Long story short, the batch we made in '07 was just okay. Way too heavy on the lemon was the consensus. And the scary lava-like action when some of the jars were opened after the required six-month wait was unsettling, leading to a few jars' worth getting tossed. And so last fall, unaided by my usual crew, I set out to try again, this time hauling a box of olives back from Brooklyn, where all is wonderful and good.

I used the same recipe (reprinted below) but with some adjustments, the main one being that instead of using lemon juice I just used more of the brine. Other adjustments were similar to what we did three years ago: instead of using just celery, we went with celery in some jars, fennel in others; and we used oranges as well as lemons.

Other than that, here's the recipe and some of the shots taken along the way. (Apologies for the lack of true step-by-step pics, as this blog did not exist last fall and so who knew I'd need to document everything?)

The raw product.

And now, I will make an egg float.

The part I could've used some help with.

Nice, huh?

Seven months later.

Not the prettiest olives you ever saw, but tasty. Much better without the lemon juice. And, so far at least, no jars seem to need tossing.

Here's the recipe from the Times article. If anybody's up for making a batch, I can haul a few crates up to Maine come fall.

Nonno's Olives
Adapted from Marco Smouha


1 egg

3 1/2 pounds fresh green olives, washed

2 lemons, scrubbed and cut into quarters

4 stalks celery, cut into 2-inch lengths

1 head garlic, cloves separated and peeled

1 handful fresh hot chili peppers, such as jalapeƱo, serrano or cubanelle

1 cup white vinegar

1 cup lemon juice (fresh or bottled)

Vegetable oil.

1. Make a brine: Add about 1/2 cup salt to 2 quarts water, mixing to dissolve. Place whole egg in brine. If egg floats, water is salty enough for curing; if egg sinks, add salt and mix gently, repeating until egg floats to surface. Remove egg.

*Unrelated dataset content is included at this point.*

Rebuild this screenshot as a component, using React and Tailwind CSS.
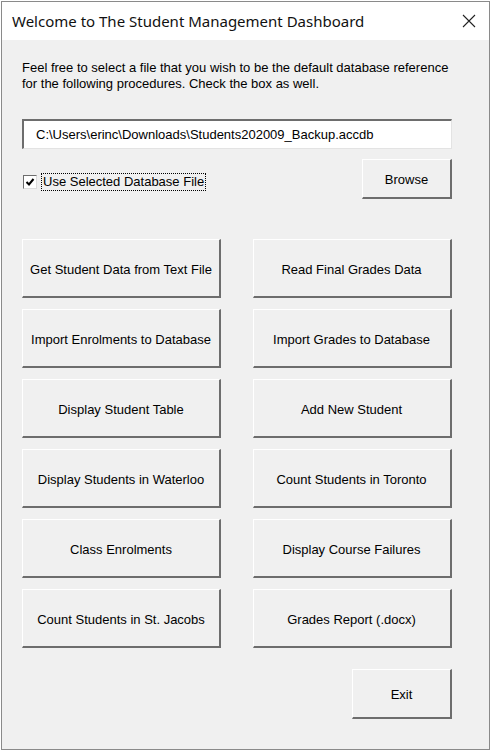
import React from "react";

const buttons = [
  ["Get Student Data from Text File", "Read Final Grades Data"],
  ["Import Enrolments to Database", "Import Grades to Database"],
  ["Display Student Table", "Add New Student"],
  ["Display Students in Waterloo", "Count Students in Toronto"],
  ["Class Enrolments", "Display Course Failures"],
  ["Count Students in St. Jacobs", "Grades Report (.docx)"],
];

const FormButton = ({ label, className = "" }) => (
  <button
    className={
      "bg-[#f0f0f0] border-t border-l border-t-white border-l-white border-r-2 border-b-2 border-r-[#6d6d6d] border-b-[#6d6d6d] text-[13px] text-black flex items-center justify-center pt-[3px] " +
      className
    }
  >
    {label}
  </button>
);

export default function App() {
  return (
    <div
      className="w-[492px] h-[751px] bg-white pt-px pl-px overflow-hidden"
      style={{ fontFamily: "'Liberation Sans', Arial, sans-serif" }}
    >
      <div className="w-[489px] h-[749px] border border-[#8a8a8a] flex flex-col">
        <div className="h-[38px] bg-white flex items-center justify-between pl-[10px] pr-[13px] shrink-0">
          <span
            className="text-[15px] text-[#111]"
            style={{ fontFamily: "'Noto Sans', sans-serif" }}
          >
            Welcome to The Student Management Dashboard
          </span>
          <svg width="14" height="14" viewBox="0 0 14 14">
            <path d="M1 1 L13 13 M13 1 L1 13" stroke="#222" strokeWidth="1.1" />
          </svg>
        </div>

        <div className="flex-1 bg-[#f0f0f0] pl-[20px] pr-[37px] pt-[20px]">
          <p className="text-[13px] leading-[16px] text-black">
            Feel free to select a file that you wish to be the default database reference
            <br />
            for the following procedures. Check the box as well.
          </p>

          <div className="mt-[27px] h-[30px] bg-white border-t-2 border-l-2 border-t-[#6d6d6d] border-l-[#6d6d6d] border-b border-r border-b-[#e3e3e3] border-r-[#e3e3e3] flex items-center pl-[12px] text-[13px]">
            C:\Users\erinc\Downloads\Students202009_Backup.accdb
          </div>

          <div className="mt-[10px] flex items-start justify-between">
            <label className="flex items-center mt-[14px] ml-px">
              <span className="w-[14px] h-[14px] bg-white border-t border-l border-t-[#6d6d6d] border-l-[#6d6d6d] border-b border-r border-b-[#dcdcdc] border-r-[#dcdcdc] flex items-center justify-center">
                <svg width="10" height="10" viewBox="0 0 10 10">
                  <path d="M1.5 5 L4 7.5 L8.5 2" stroke="#000" strokeWidth="2" fill="none" />
                </svg>
              </span>
              <span className="ml-[4px] px-px border border-dotted border-black text-[13px] leading-[16px]">
                Use Selected Database File
              </span>
            </label>
            <FormButton label="Browse" className="w-[90px] h-[40px]" />
          </div>

          <div className="mt-[40px] grid grid-cols-2 gap-x-[31px] gap-y-[11px]">
            {buttons.flat().map((b) => (
              <FormButton key={b} label={b} className="w-[199px] h-[59px]" />
            ))}
          </div>

          <div className="mt-[21px] flex justify-end">
            <FormButton label="Exit" className="w-[100px] h-[50px]" />
          </div>
        </div>
      </div>
    </div>
  );
}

2. Place a third of the olives in a gallon jar with a wide mouth and a tight lid. Add roughly a third of the lemon pieces, a third of the celery, a third of the garlic and a third of the chili peppers. Repeat twice with remaining ingredients, pressing down to pack layers tightly into jar. Top off with a layer of celery pieces.

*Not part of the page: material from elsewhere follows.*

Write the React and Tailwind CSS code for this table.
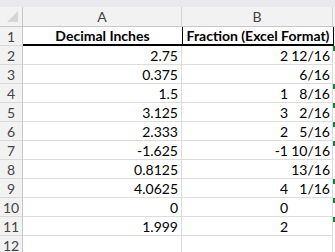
import React from 'react';

const rows = [
  { n: 2, dec: '2.75', int: '2', frac: '12/16', mark: true },
  { n: 3, dec: '0.375', int: '', frac: '6/16', mark: false },
  { n: 4, dec: '1.5', int: '1', frac: '8/16', mark: true },
  { n: 5, dec: '3.125', int: '3', frac: '2/16', mark: true },
  { n: 6, dec: '2.333', int: '2', frac: '5/16', mark: true },
  { n: 7, dec: '-1.625', int: '-1', frac: '10/16', mark: true },
  { n: 8, dec: '0.8125', int: '', frac: '13/16', mark: false },
  { n: 9, dec: '4.0625', int: '4', frac: '1/16', mark: true },
  { n: 10, dec: '0', int: '0', frac: '', mark: true },
  { n: 11, dec: '1.999', int: '2', frac: '', mark: true },
];

const font = { fontFamily: 'Lato, "Open Sans", sans-serif' };

const RowNum = ({ children }) => (
  <div className="w-[23px] shrink-0 bg-[#f2f2f2] border-r border-[#c8c8c8] border-b border-b-[#d9d9d9] flex items-center justify-center text-[14px] text-[#444]">
    {children}
  </div>
);

const App = () => {
  return (
    <div className="w-[335px] h-[252px] overflow-hidden bg-white text-[14px] text-black" style={font}>
      {/* top strip */}
      <div className="h-[7px] bg-[#e9e8ee]" />

      {/* column letters */}
      <div className="flex h-[20px] bg-[#f2f2f2] border-b border-[#c8c8c8]">
        <div className="w-[23px] shrink-0 border-r border-[#c8c8c8] relative">
          <div className="absolute right-[4px] bottom-[4px] w-0 h-0 border-l-[11px] border-l-transparent border-b-[11px] border-b-[#d6d6d6]" />
        </div>
        <div className="w-[159px] shrink-0 border-r border-[#d4d4d4] flex items-center justify-center text-[#444]">A</div>
        <div className="w-[151px] shrink-0 border-r border-[#d4d4d4] flex items-center justify-center text-[#444]">B</div>
      </div>

      {/* row 1 */}
      <div className="flex h-[19px]">
        <RowNum>1</RowNum>
        <div className="w-[159px] shrink-0 border-b-2 border-black flex items-center justify-center font-bold">
          Decimal Inches
        </div>
        <div className="w-[152px] shrink-0 border-b-2 border-x border-black flex items-center justify-center font-bold">
          Fraction (Excel Format)
        </div>
      </div>

      {rows.map((r) => (
        <div key={r.n} className="flex h-[19px]">
          <RowNum>{r.n}</RowNum>
          <div className="w-[159px] shrink-0 border-r border-b border-[#dcdcdc] flex items-center justify-end pr-[3px]">
            {r.dec}
          </div>
          <div className="w-[151px] shrink-0 border-r border-b border-[#dcdcdc] flex items-center justify-end pr-[2px]">
            <span className="shrink-0">{r.int}</span>
            <span className="block w-[42px] min-w-[42px] shrink-0 text-right">{r.frac}</span>
          </div>
          <div className="relative w-[2px]">
            {r.mark && <div className="absolute left-0 top-0 w-[2px] h-[5px] bg-[#1e7b3c]" />}
          </div>
        </div>
      ))}

      {/* row 12 */}
      <div className="flex h-[19px]">
        <RowNum>12</RowNum>
        <div className="w-[159px] shrink-0 border-r border-b border-[#dcdcdc]" />
        <div className="w-[151px] shrink-0 border-r border-b border-[#dcdcdc]" />
      </div>
    </div>
  );
};

export default App;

3. Pour brine into jar until it comes halfway up. Add vinegar and lemon juice. If needed, pour in more brine until jar is almost full. Gently pour a thin layer of oil over surface. Close jar and store at cool room temperature for at least six months. Jar may leak slightly from top as mixture ferments, so store on a tray.

4. Serve plain, or with a tangy cheese such as kashkaval, kasseri or Manchego. Everything can be eaten, and lemon pieces can be used in recipes calling for preserved lemons.

5. Refrigerate after opening. As olives and vegetables are removed, keep remainder covered with brine or oil. If olives become too strong-tasting as they sit, drain brine and pour in olive oil to cover.

Yield: 1 gallon.

Note: Top layer of vegetables may turn black during curing, because of air exposure. (A little bit of air is necessary to cure olives safely, so just screw the top firmly shut and do not attempt to boil or vacuum-seal the jar as for canning.) Blackened parts should be discarded but remainder is fine to eat. If contents become moldy, discard them.

Copyright 2007 The New York Times Company


Thomas Henry Strenk said...

A jar of that first batch still sits in the fridge, off-color olives in cloudy congealed oil.
Still untasted. The foamy eruption when we opened them scared me.
Do I dare?
Would you, Mr. M?

Mister Meatball said...

tobyty: Only if you got a death wish.

Jeannie said...

Looks do you eat them? Besides mixing into salad and as pizza toppings, I can't imagine what do one do with preserved olives? Oh and I have checked out the links you posted in my blog, they are interesting but quite daunting to try. Thanks again. Cheers!

Mister Meatball said...

Jeannie: I just eat them as-is. They're too large to toss into salad, and they are not pitted, so not so good for pizza.

As for the links, yes, it is daunting. But I did it once and they turned out okay. With your skills they should be much better.

Thanks for stopping by.

Claudia said...

I have always been tempted to do this - am afraid of jarring anything under pain of accidentally killing someone. But oh man - this looks tasty.Now, where to get crates of olives in Minnesota?